I suspect Glass XE isn’t the hardware I’ll be using in a month; I set it up because I already had one on hand, and the other HMD I ordered (an Even Realities G2) indicated it would take 5 weeks to ship. (Perhaps the other AI agent users bought up all the stock.)
For input, you’re either using audio (in which case airpods paired to a phone is better than the builtin in mic) making it output-only and doing input via phone touchscreen or a bluetooth keyboard paired to a phone, or pairing Glass to a bluetooth keyboard directly. Pairing Glass to bluetooth keyboards should work in XE19.1 but is historically fraught (long story). If getting hardware on the secondary market, try to get HW3 instead of HW2 (HW3 has 2GB RAM, HW2 has 1GB). Consider getting a lens cap for the camera (there are 3d-printer model files floating around); some people react negatively to having an eye-level camera pointed at them if they can’t verify that it isn’t on. For all-the-time use, get two USB power banks and a cable.
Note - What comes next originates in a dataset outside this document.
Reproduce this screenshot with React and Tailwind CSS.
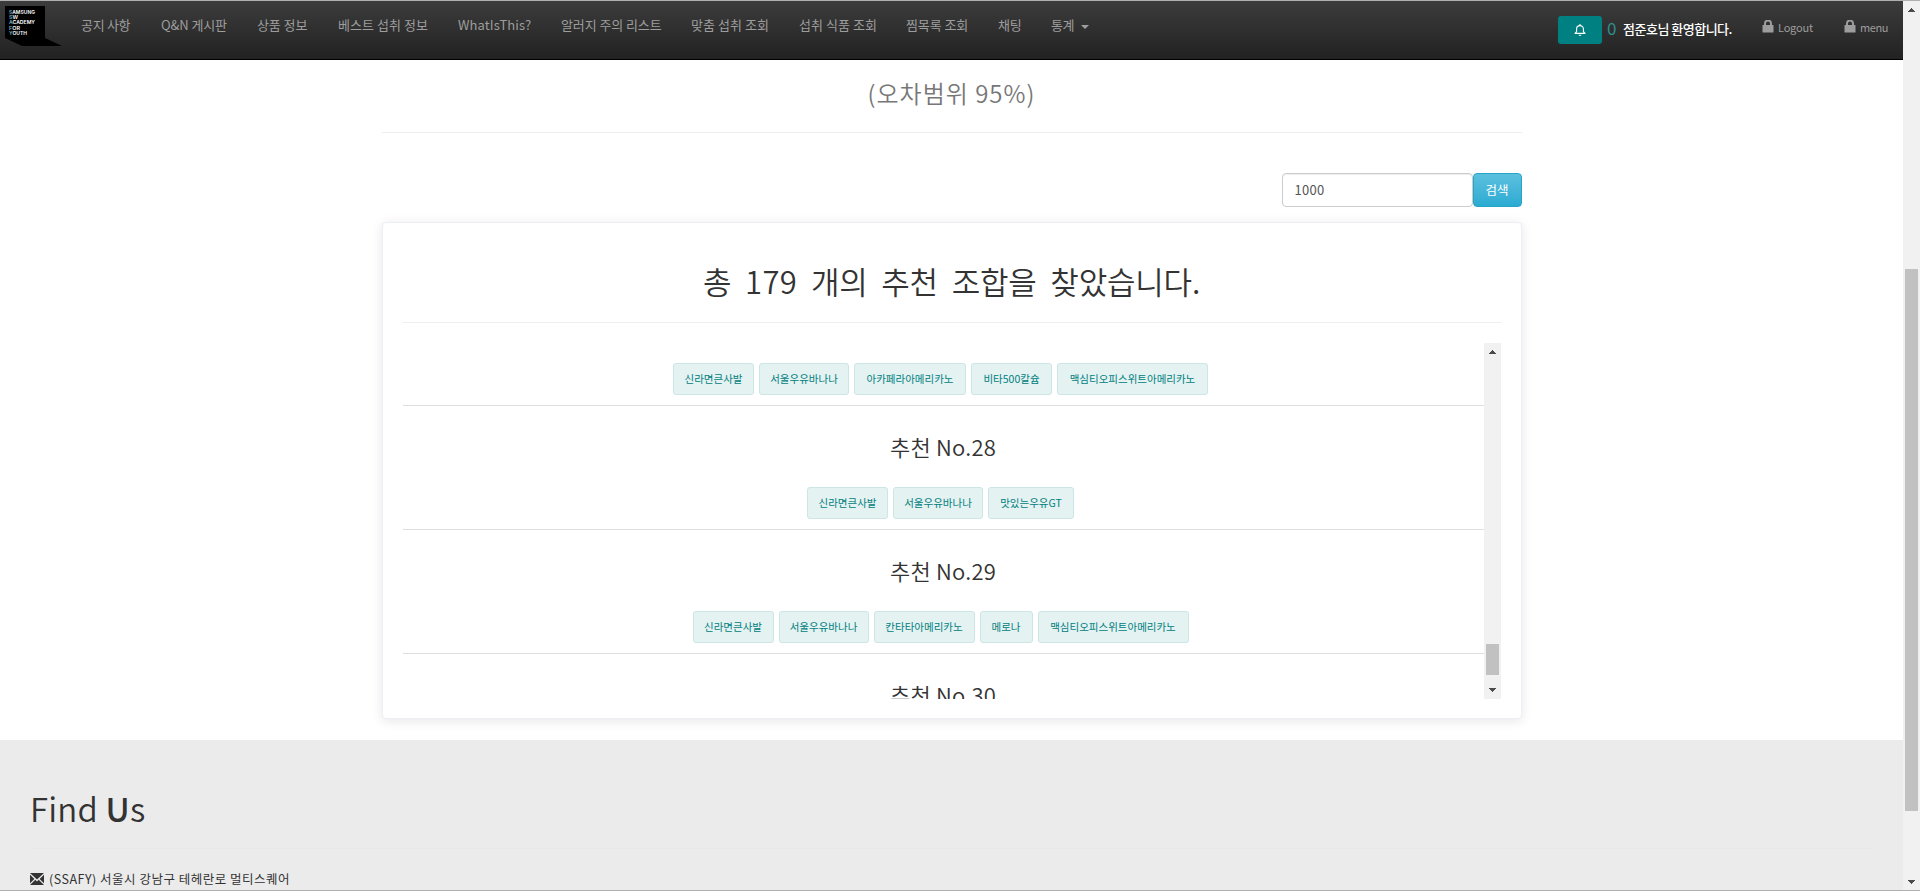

Best practice with Openclaw is to run it on segregated hardware, which in practice means either a Mac Mini or a cloud server. (There is nothing special about Mac Minis with respect to Openclaw, people are just using them because they’re good computers.) A Mac Mini has a large advantage over a cloud server for this use case because it has USB ports, and getting to adb happens much sooner in the setup process than getting to ssh.
I’ll probably write more later but that should cover all of the things with lead time.
Cool, I went with the most modern Glass, Enterprise 2 for the higher RAM and other hardware spec stuff, figuring that software would work itself out these days.